Mercedes Cebrián da buena cuenta de lo anterior en su último ensayo: Estimada clientela (Siruela, 2025). La autora centra su atención en el modo en que experimentó dichos “paisajes comerciales” y en cómo éstos la fueron moldeando a lo largo de su vida: recordando viajes, anécdotas e historias costumbristas, aludiendo a escenas cinematográficas y literarias, en tono distendido y cómplice. Si bien Cebrián es consciente de los perjuicios del consumismo y de su repercusión psicológica; sus reflexiones buscan retratar la, aparentemente ingenua, actividad lúdica y aquellos pequeños fogonazos de verdad que llegamos a sentir durante nuestras compras. La mirada despreocupada induce un paseo lleno de digresiones, sin temor a las contradicciones lógicas que tienden a acompañar estas reflexiones y que la autora asimila con naturalidad: lucir el suéter de moda para destacar entre los coetáneos, logrando —en realidad— una mayor uniformización; elogiar cadenas comerciales y pequeños establecimientos al mismo tiempo, siendo las primeras causa del cierre de los segundos; apoyar la voluntad de quienes deciden dedicarse a asuntos distintos al de sus padres, lamentando —a su vez— la pérdida de relevo generacional en los oficios de siempre; hacer una defensa racional de las empresas locales y terminar las jornadas en los autoservicios, superados por las prisas del día a día…

Y así, entre nuevos estímulos y mayores comodidades, el mundo cambia a cada paso. Poco queda que se sostenga ya como antes. Esta suerte torna en nostalgia al perder lo recordado y abrirnos a dinámicas “actuales”: máquinas expendedoras, pedidos a domicilio, showrooms, producción bajo demanda, compra en línea… Capítulos que nos hacen pensar en los cambios vividos durante los últimos años en nuestros propios barrios: el cierre de la mercería La Dalia, de la tienda de María Inés, los revelados de fotos de Maturana, el traslado del bar Ezkurra… En su caso: Galerías Preciados, Eliseevsky, los regalos del VIPS… Viendo proliferar barberías, salones de manicura y restaurantes de comida rápida; negocios volátiles atados a la demanda de hoy y quizá no de mañana. Ocios menos emancipatorios que los anteriores, al verse reducida la interacción de entre quien vende y compra, al convertirnos en clientes promiscuos obsesionados por descubrir nuevos locales, al acudir con la ansiedad que reclaman las redes sociales…

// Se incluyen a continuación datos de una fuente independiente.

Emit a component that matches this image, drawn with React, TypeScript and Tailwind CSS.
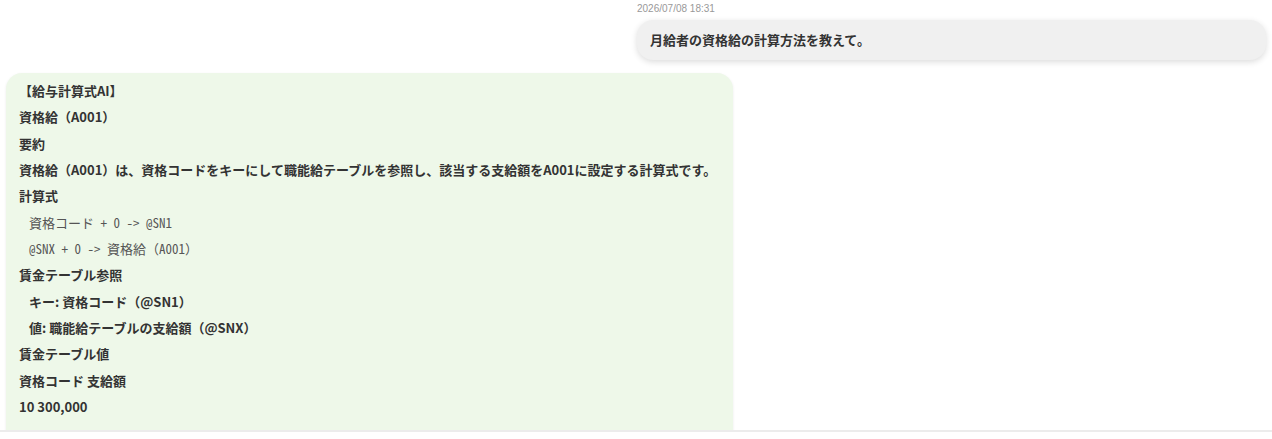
const SANS = "font-['Noto_Sans_CJK_JP','Noto_Sans',sans-serif]";

type Line = { text: string; kind: "bold" | "code" | "indent" };

const LINES: Line[] = [
  { text: "【給与計算式AI】", kind: "bold" },
  { text: "資格給（A001）", kind: "bold" },
  { text: "要約", kind: "bold" },
  { text: "資格給（A001）は、資格コードをキーにして職能給テーブルを参照し、該当する支給額をA001に設定する計算式です。", kind: "bold" },
  { text: "計算式", kind: "bold" },
  { text: "資格コード + 0 -> @SN1", kind: "code" },
  { text: "@SNX + 0 -> 資格給（A001）", kind: "code" },
  { text: "賃金テーブル参照", kind: "bold" },
  { text: "キー: 資格コード（@SN1）", kind: "indent" },
  { text: "値: 職能給テーブルの支給額（@SNX）", kind: "indent" },
  { text: "賃金テーブル値", kind: "bold" },
  { text: "資格コード 支給額", kind: "bold" },
  { text: "10 300,000", kind: "bold" },
];

function AnswerLine({ line }: { line: Line }) {
  if (line.kind === "code") {
    return (
      <div className="pl-[10px] font-['Noto_Sans_Mono_CJK_JP','Noto_Sans_CJK_JP',monospace] text-[13px] font-normal text-[#555] whitespace-pre">
        {line.text}
      </div>
    );
  }
  return (
    <div className={line.kind === "indent" ? "pl-[10px] font-bold" : "font-bold"}>{line.text}</div>
  );
}

export default function App() {
  return (
    <div className={`h-[439px] w-full bg-white text-[#333] ${SANS}`}>
      <div className="h-[432px] overflow-hidden border-b-2 border-[#ececec] px-[6px] flex flex-col">
        <div className="self-end w-[629px] pt-[3px]">
          <div className="pl-0 text-[10px] leading-[12px] text-[#999] font-['Liberation_Sans',Arial,sans-serif]">
            2026/07/08 18:31
          </div>
          <div className="mt-[5px] h-[40px] flex items-center px-[13px] rounded-[16px] bg-[#f0f0f0] shadow-[0_2px_6px_rgba(0,0,0,0.14)] text-[13px] font-bold">
            月給者の資格給の計算方法を教えて。
          </div>
        </div>

        <div className="mt-[13px] w-[727px] shrink-0 rounded-[16px] bg-[#eef8e9] shadow-[0_1px_3px_rgba(0,0,0,0.08)] px-[13px] pt-[5px] pb-[30px] text-[13px] leading-[26.33px]">
          {LINES.map((line, i) => (
            <AnswerLine key={i} line={line} />
          ))}
        </div>
      </div>
    </div>
  );
}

De todas estas preocupaciones nace el ensayo de Cebrián, de la añoranza por un mundo que desaparece y del deseo de conservarlo, aunque sea en la memoria. Unas sensaciones y temores que se repiten de generación en generación pero que toman especial relevancia al conocer los grados de digitalización a los que nos encaminamos. Por primera vez, los comercios tradicionales están en serio peligro de extinción, por esa razón —cabe más si cabe— su cuidado y atención. Por suerte, aún nos queda El Andaluz, la carnicería Chamorro, la ferretería Álvarez… En su caso: la mercería La Crisálida, la perfumería Rosi, José Luis y sus Chaquetillas… Espacios que forman parte de nuestra identidad. Locales de siempre que permanecen hoy y que ahondarán, incluso, en el imaginario de los más pequeños. Se intuye el grado de repercusión que tienen las primeras compras en nuestras vidas, realizadas durante la infancia y la adolescencia, cuando pasamos de consumidores pasivos a activos, el momento en que estrenamos una cartera de tela e hicimos uso de los primeros ahorros, el instante en que nos asomamos solos a los mostradores elevados de nuestros estimados tenderos. Ya entonces, con ese simple gesto, fuimos conscientes de que —en contra de lo que la transacción electrónica nos empuja a creer— acudir a los comercios es mucho más que dar unas monedas y recibir unas vueltas. ¡Mucho más!